[Web page code records]
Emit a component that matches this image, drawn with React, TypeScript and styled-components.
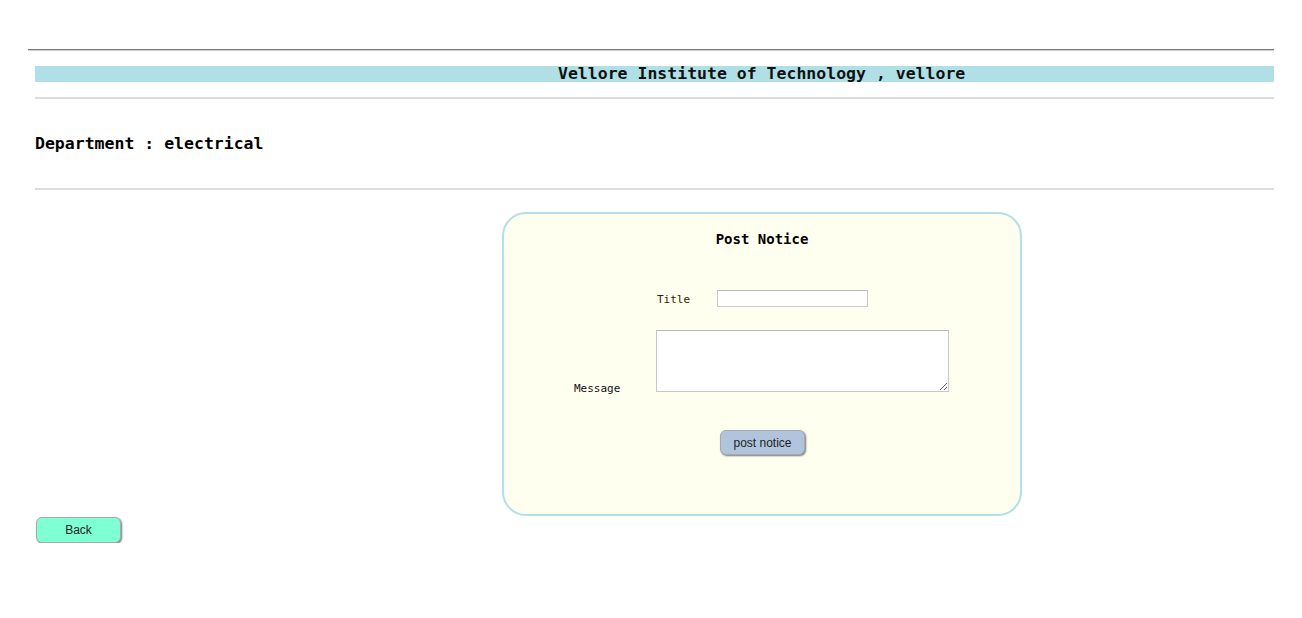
import React from "react";
import styled, { createGlobalStyle } from "styled-components";

const Global = createGlobalStyle`
  html, body { margin: 0; padding: 0; background: #ffffff; }
  body { font-family: "DejaVu Sans Mono", "Liberation Mono", monospace; color: #000; }
`;

const Page = styled.div`
  padding: 49px 28px 0 28px;
`;

const TopRule = styled.div`
  height: 1px;
  background: #7a7a7a;
  box-shadow: 0 1px 0 #cfcfcf;
`;

const Content = styled.div`
  padding-left: 7px;
  padding-top: 16px;
`;

const Banner = styled.div`
  height: 16px;
  background: #b0e0e6;
  padding-left: 523px;
  font-size: 16.5px;
  font-weight: bold;
  line-height: 16px;
  color: #111;
  white-space: nowrap;
`;

const Rule = styled.div<{ $top: number }>`
  height: 2px;
  margin-top: ${(p) => p.$top}px;
  background: #dcdcdc;
`;

const Dept = styled.div`
  margin-top: 36px;
  font-size: 16.5px;
  font-weight: bold;
  line-height: 18px;
  white-space: nowrap;
`;

const Panel = styled.div`
  margin: 22px 0 0 467px;
  width: 520px;
  height: 304px;
  box-sizing: border-box;
  border: 2px solid #b2e0e7;
  border-radius: 24px;
  background: #fffff0;
  display: flex;
  flex-direction: column;
`;

const Heading = styled.div`
  margin-top: 17px;
  text-align: center;
  font-size: 14px;
  font-weight: bold;
  line-height: 16px;
`;

const FieldRow = styled.div<{ $top: number; $left: number; $gap: number }>`
  display: flex;
  align-items: flex-end;
  margin-top: ${(p) => p.$top}px;
  padding-left: ${(p) => p.$left}px;
  gap: ${(p) => p.$gap}px;
`;

const Label = styled.span<{ $color: string; $shift: number }>`
  font-size: 11px;
  line-height: 13px;
  color: ${(p) => p.$color};
  margin-bottom: ${(p) => p.$shift}px;
  white-space: nowrap;
`;

const TextInput = styled.input`
  width: 151px;
  height: 17px;
  box-sizing: border-box;
  border: 1px solid #c8c8c8;
  border-top-color: #b8b8b8;
  background: #fff;
  margin: 0;
  padding: 0 2px;
  font-size: 12px;
`;

const TextArea = styled.textarea`
  width: 293px;
  height: 62px;
  box-sizing: border-box;
  border: 1px solid #c8c8c8;
  border-top-color: #b8b8b8;
  background: #fff;
  margin: 0;
  padding: 2px;
  font-size: 12px;
  font-family: "DejaVu Sans Mono", monospace;
`;

const Pill = styled.button<{ $bg: string; $h: number }>`
  width: 85px;
  height: ${(p) => p.$h}px;
  box-sizing: border-box;
  border: 1px solid #a9a9a9;
  border-radius: 6px;
  background: ${(p) => p.$bg};
  box-shadow: 1px 1px 2px #777;
  font-family: "Liberation Sans", Arial, sans-serif;
  font-size: 12px;
  color: #222;
  padding: 0;
  cursor: pointer;
`;

const ButtonRow = styled.div`
  display: flex;
  justify-content: center;
  margin-top: 38px;
  padding-left: 1px;
`;

const BackWrap = styled.div`
  margin: 1px 0 0 1px;
`;

export default function App() {
  return (
    <>
      <Global />
      <Page>
        <TopRule />
        <Content>
          <Banner>Vellore Institute of Technology , vellore</Banner>
          <Rule $top={15} />
          <Dept>Department : electrical</Dept>
          <Rule $top={35} />
          <Panel>
            <Heading>Post Notice</Heading>
            <FieldRow $top={43} $left={153} $gap={27}>
              <Label $color="#3a1a00" $shift={1}>Title</Label>
              <TextInput type="text" />
            </FieldRow>
            <FieldRow $top={23} $left={70} $gap={36}>
              <Label $color="#111" $shift={-3}>Message</Label>
              <TextArea />
            </FieldRow>
            <ButtonRow>
              <Pill $bg="#b0c4de" $h={25}>post notice</Pill>
            </ButtonRow>
          </Panel>
          <BackWrap>
            <Pill $bg="#7fffd4" $h={26}>Back</Pill>
          </BackWrap>
        </Content>
      </Page>
    </>
  );
}
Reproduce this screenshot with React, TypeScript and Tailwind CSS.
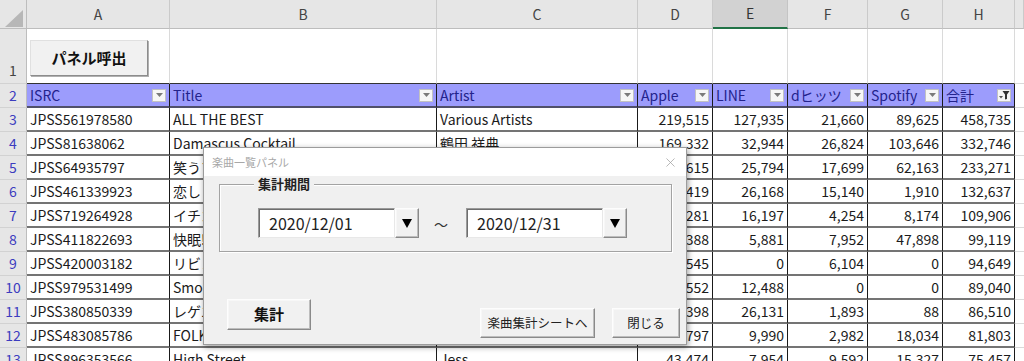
import React from 'react';
import { X } from 'lucide-react';

const COLS = 'grid grid-cols-[27px_143px_267px_201px_75px_75px_80px_75px_72px_9px]';

const letters = ['A', 'B', 'C', 'D', 'E', 'F', 'G', 'H', ''];
const headers = ['ISRC', 'Title', 'Artist', 'Apple', 'LINE', 'dヒッツ', 'Spotify', '合計'];

// D = 合計 - (LINE + dヒッツ + Spotify)
const rows = [
  ['JPSS561978580', 'ALL THE BEST', 'Various Artists', '219,515', '127,935', '21,660', '89,625', '458,735'],
  ['JPSS81638062', 'Damascus Cocktail', '鶴田 祥典', '169,332', '32,944', '26,824', '103,646', '332,746'],
  ['JPSS64935797', '笑うフェイス', 'Various Artists', '127,615', '25,794', '17,699', '62,163', '233,271'],
  ['JPSS461339923', '恋しくて', 'Various Artists', '89,419', '26,168', '15,140', '1,910', '132,637'],
  ['JPSS719264928', 'イチゴ', 'Various Artists', '81,281', '16,197', '4,254', '8,174', '109,906'],
  ['JPSS411822693', '快眠!', 'Various Artists', '37,388', '5,881', '7,952', '47,898', '99,119'],
  ['JPSS420003182', 'リビング', 'Various Artists', '88,545', '0', '6,104', '0', '94,649'],
  ['JPSS979531499', 'Smooth', 'Various Artists', '76,552', '12,488', '0', '0', '89,040'],
  ['JPSS380850339', 'レゲエ', 'Various Artists', '58,398', '26,131', '1,893', '88', '86,510'],
  ['JPSS483085786', 'FOLK', 'Various Artists', '50,797', '9,990', '2,982', '18,034', '81,803'],
  ['JPSS896353566', 'High Street', 'Jess', '43,474', '7,954', '9,592', '15,327', '75,457'],
];

const FilterButton = ({ active }: { active?: boolean }) => (
  <span className="ml-auto mr-[3px] w-[14px] h-[13px] shrink-0 bg-[#f6f6f6] border border-[#c2c2c2] flex items-center justify-center">
    {active ? (
      <svg width="11" height="10" viewBox="0 0 11 10">
        <polygon points="0,6 4,6 2,8.5" fill="#555" />
        <polygon points="3.5,1 10.5,1 8,4.5 8,9 6,9.5 6,4.5" fill="#333" />
      </svg>
    ) : (
      <svg width="7" height="4" viewBox="0 0 7 4">
        <polygon points="0,0 7,0 3.5,4" fill="#7a7a7a" />
      </svg>
    )}
  </span>
);

const raised =
  'bg-[#f1f1f1] border border-t-[#fdfdfd] border-l-[#fdfdfd] border-r-[#8a8a8a] border-b-[#8a8a8a] shadow-[inset_-1px_-1px_0_#bdbdbd,inset_1px_1px_0_#f7f7f7]';
const sunken =
  'bg-white border border-t-[#9a9a9a] border-l-[#9a9a9a] border-r-[#e8e8e8] border-b-[#e8e8e8] shadow-[inset_1px_1px_0_#6e6e6e]';

const DateField = ({ value }: { value: string }) => (
  <div className="flex h-[30px]">
    <div className={`${sunken} w-[137px] h-full flex items-center pl-[10px] text-[16px] text-[#222]`}>{value}</div>
    <div className={`${raised} w-[24px] h-full flex items-center justify-center`}>
      <svg width="10" height="9" viewBox="0 0 10 9">
        <polygon points="0,0 10,0 5,9" fill="#000" />
      </svg>
    </div>
  </div>
);

const Panel = () => (
  <div className="absolute left-[203px] top-[147px] w-[484px] h-[198px] border border-[#9c9c9c] shadow-[1px_2px_6px_rgba(0,0,0,0.4)] flex flex-col">
    {/* title bar */}
    <div className="h-[28px] bg-white flex items-center px-[8px]">
      <span className="text-[11px] text-[#a8a8a8]">楽曲一覧パネル</span>
      <X className="ml-auto w-[15px] h-[15px] text-[#a0a0a0]" strokeWidth={1.2} />
    </div>
    <div className="flex-1 bg-[#f0f0f0] pl-[15px] pt-[8px]">
      {/* 集計期間 frame */}
      <div className="relative w-[453px] h-[68px] border border-[#a3a3a3] shadow-[inset_1px_1px_0_#fff,1px_1px_0_#fff] flex items-start pt-[23px] pl-[38px]">
        <span className="absolute left-[34px] -top-[9px] px-[4px] bg-[#f0f0f0] text-[13px] font-bold text-[#222] leading-[16px]">
          集計期間
        </span>
        <DateField value="2020/12/01" />
        <span className="ml-[15px] mr-[18px] mt-[6px] text-[14px] text-[#333]">～</span>
        <DateField value="2020/12/31" />
      </div>
      {/* buttons */}
      <div className="flex items-start mt-[47px]">
        <button className={`${raised} ml-[8px] w-[84px] h-[31px] text-[15px] font-bold text-[#111]`}>集計</button>
        <div className="ml-auto mr-[6px] mt-[9px] flex gap-[17px]">
          <button className={`${raised} w-[115px] h-[30px] text-[12.5px] text-[#222]`}>楽曲集計シートへ</button>
          <button className={`${raised} w-[68px] h-[30px] text-[12.5px] text-[#222]`}>閉じる</button>
        </div>
      </div>
    </div>
  </div>
);

const App = () => {
  return (
    <div className="relative w-[1024px] h-[361px] overflow-hidden bg-white font-['Noto_Sans_CJK_JP',sans-serif] text-[14px] text-[#1b1b1b]">
      {/* column letters */}
      <div className={`${COLS} h-[29px]`}>
        <div className="bg-[#e6e6e6] border-r border-b border-[#bdbdbd] relative">
          <svg className="absolute left-[5px] top-[10px]" width="18" height="17" viewBox="0 0 18 17">
            <polygon points="18,0 18,17 0,17" fill="#b7b7b7" />
          </svg>
        </div>
        {letters.map((l, i) => (
          <div
            key={i}
            className={
              l === 'E'
                ? 'bg-[#d2d2d2] border-r border-[#c4c4c4] border-b-2 border-b-[#217346] flex items-center justify-center text-[#333]'
                : 'bg-[#e6e6e6] border-r border-b border-r-[#cacaca] border-b-[#bdbdbd] flex items-center justify-center text-[#444]'
            }
          >
            {l}
          </div>
        ))}
      </div>

      {/* row 1 */}
      <div className={`${COLS} h-[55px]`}>
        <div className="bg-[#e6e6e6] border-r border-b border-r-[#bdbdbd] border-b-[#d2d2d2] flex items-end justify-center pb-[2px] text-[#444]">1</div>
        <div className="border-r border-r-[#dadada] border-b border-b-[#333] pl-[3px] pt-[11px]">
          <button className="w-[118px] h-[36px] bg-[#f1f1f1] border border-t-[#e0e0e0] border-l-[#e0e0e0] border-r-[#8c8c8c] border-b-[#8c8c8c] shadow-[1px_1px_0_#b0b0b0] text-[15px] font-bold text-[#111]">
            パネル呼出
          </button>
        </div>
        {letters.slice(1).map((l, i) => (
          <div
            key={i}
            className={
              l === ''
                ? 'border-b border-[#dadada]'
                : 'border-r border-r-[#dadada] border-b border-b-[#333]'
            }
          />
        ))}
      </div>

      {/* row 2: table header */}
      <div className={`${COLS} h-[24px]`}>
        <div className="bg-[#e6e6e6] border-r border-b border-r-[#bdbdbd] border-b-[#d2d2d2] flex items-center justify-center text-[#3c3cbf]">2</div>
        {headers.map((h, i) => (
          <div key={h} className="bg-[#9c9cfc] border-r border-r-[#1a1a1a] border-b-2 border-b-[#50506a] flex items-center pl-[3px] text-[#23238c] overflow-hidden">
            <span className="whitespace-nowrap">{h}</span>
            <FilterButton active={i === headers.length - 1} />
          </div>
        ))}
        <div className="border-b border-[#dadada]" />
      </div>

      {/* data rows */}
      {rows.map((r, ri) => (
        <div key={ri} className={`${COLS} h-[24px]`}>
          <div className="bg-[#e6e6e6] border-r border-b border-r-[#bdbdbd] border-b-[#d2d2d2] flex items-center justify-center text-[#3c3cbf]">
            {ri + 3}
          </div>
          {r.map((c, ci) => (
            <div
              key={ci}
              className={`border-r border-r-[#1a1a1a] border-b-2 border-b-[#747474] flex items-center overflow-hidden whitespace-nowrap ${
                ci >= 3 ? 'justify-end pr-[3px]' : 'pl-[3px]'
              }`}
            >
              {c}
            </div>
          ))}
          <div className="border-b border-[#dadada]" />
        </div>
      ))}

      <Panel />
    </div>
  );
};

export default App;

**SHORT PROBLEM**
Your task is to transcribe exactly the lines starting at the line that contains "Reproduce this screenshot" and ending at the line that contains "const COLS = 'grid", both included. Leave out the pictures.

**CORRECT RESPONSE**
Reproduce this screenshot with React, TypeScript and Tailwind CSS.
import React from 'react';
import { X } from 'lucide-react';

const COLS = 'grid grid-cols-[27px_143px_267px_201px_75px_75px_80px_75px_72px_9px]';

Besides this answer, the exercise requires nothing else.